— Георгий Георгиевич, вы прошли по заводу, есть какие-нибудь перемены?
— Одна: на заводе сейчас у большинства хорошее чувство тревоги.
Разговор с директором заставил Фомичева вновь задуматься о Сазонове.
От Немчинова Фомичев сразу направился в ватержакетный цех. Отношения с Сазоновым у него становились все хуже. Сазонов словно хотел показать, что усилия главного инженера его не касаются. Фомичев делал вид, что этого не замечает.
Минуя конторку начальника цеха, Фомичев поднялся на колошниковую площадку ватержакетов.
Годунов стоял возле второй печи.
Он был в той самой кожаной спецовке, в которой главный инженер помнил его и до войны. Только правый пустой рукав, который еще вчера мотался при ходьбе, сегодня был вшит в карман и не мешал мастеру. За неделю работы у печей Годунов словно поправился, легкий румянец появился на бледном лице, мягче и спокойнее стали глаза.
Все эти дни Годунов проводил у печей. «Дорвался до цеха, — теперь хлебом не корми», — подумал Фомичев. Вторую печь так и не остановили. Годунов больше всего возился с ней, менял загрузку и распределение шихты, регулировал воздушный режим. Отработав смену, мастер в течение суток несколько раз заглядывал в цех. Борьба за печь только начиналась. Глядя на Годунова, и другие рабочие загорались желанием наладить больную печь.
Фомичев подошел к Годунову и тронул его за плечо.
— Как дела? — громко крикнул он.
— Сегодня больше руды проплавили! — прокричал в ответ Годунов, и лицо его расплылось в улыбке. — На второй плохо… Что делать, Владимир Иванович?
Фомичев взглянул на часы.
— А что если нам попробовать взрывами ее растормошить? — спросил он оживленно. — Помнишь, Годунов как было однажды?

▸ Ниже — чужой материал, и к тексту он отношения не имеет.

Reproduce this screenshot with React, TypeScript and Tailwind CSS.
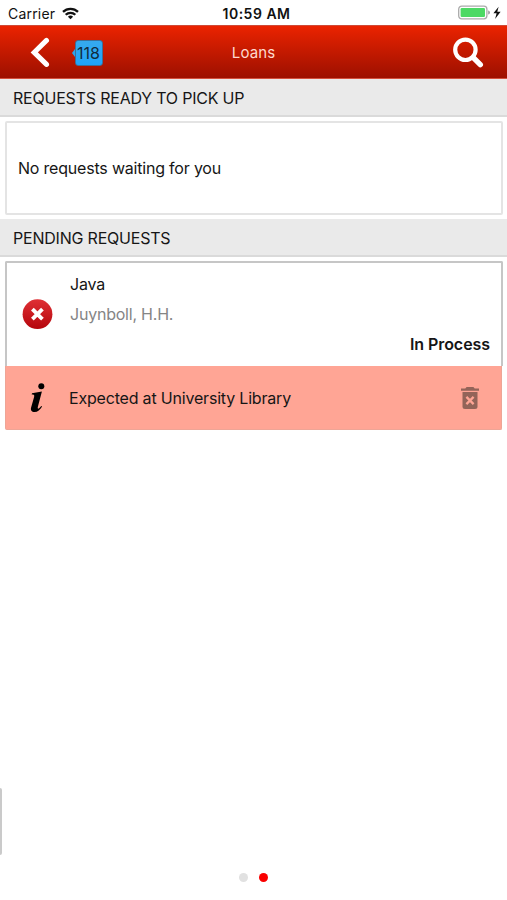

— Правильно, Владимир Иванович! Ведь я забыл, совсем забыл. Было же такое дело, — возбужденно и радостно заговорил Годунов. — Может быть, сегодня и попробуем?
— А чего же откладывать. Готовься! Сазонову я скажу. А если не выйдет, Годунов? Будем останавливать печь?
— Не выйдет в первый раз — снова попробуем.
— Ладно, пробуй.
Условились ночью попробовать взрывами «растормошить» печь. «Мучается Годунов, ищет, болеет, а Сазонову на все наплевать», — с досадой подумал Фомичев.
В веселом настроении, словно уже решив трудную задачу, Фомичев обошел цех, рассчитывая встретить Сазонова. Его нигде не было. Кто-то видел начальника цеха у рудных эстакад. Решив заглянуть еще раз в ватержакетный, Фомичев пошел в отражательный цех.
У Вишневского, как у хорошего хозяина, все было в порядке. Дорожки посыпаны желтым песочком, вокруг печи подметено. Работница из лейки поливала цветочные клумбы.
У печи дежурил пирометрист. Он не пропускал ни одной смены Фирсова, замеряя температуру во всех частях печи, старательно отмечая каждый час работы мастера. Довольный таким вниманием, Фирсов, еще издали заметивший подходившего главного инженера, торопливо спустился к нему.
К ним подошел и Вишневский. Втроем они обошли печь. Фомичев проверил температурный режим, посмотрел записи загрузки печи материалами, анализы шлаков.
— Вперед двинулись, — заметил он. — Немного, совсем немного, но двинулись.
— Не все сразу, — ответил Фирсов, поджимая губы. — Вот и вы ковши обещали…
— Готовят… Свое слово сдержу.
Мастер отошел. Фомичев спросил:
— Тянет, Петрович?
— Тянуть-то он тянет, да за свод боюсь.
— Резонно, — с некоторым раздражением сказал Фомичев. — Удивляешь ты меня: конечно, надо бояться за свод, говорили мы с тобой об этом. Следить нужно за сводом, подумать, как бы его стойкость увеличить.
На обратном пути Фомичев еще раз зашел в ватержакетный цех и встретился с Сазоновым.
С начальником цеха Фомичев опять поднялся на колошник и прошел к больной печи. Вдвоем они осмотрели ее. Да, надо испытать редкий и рискованный способ лечения. Сазонов равнодушно, как будто речь шла о самом обыденном деле, слушал главного инженера.
Фомичев ждал, что Сазонов хоть что-нибудь скажет по поводу предстоящей работы, выразит сомнение, поддержит его. Ничего! Словно речь шла о самом обычном деле. В Фомичеве начинало закипать раздражение.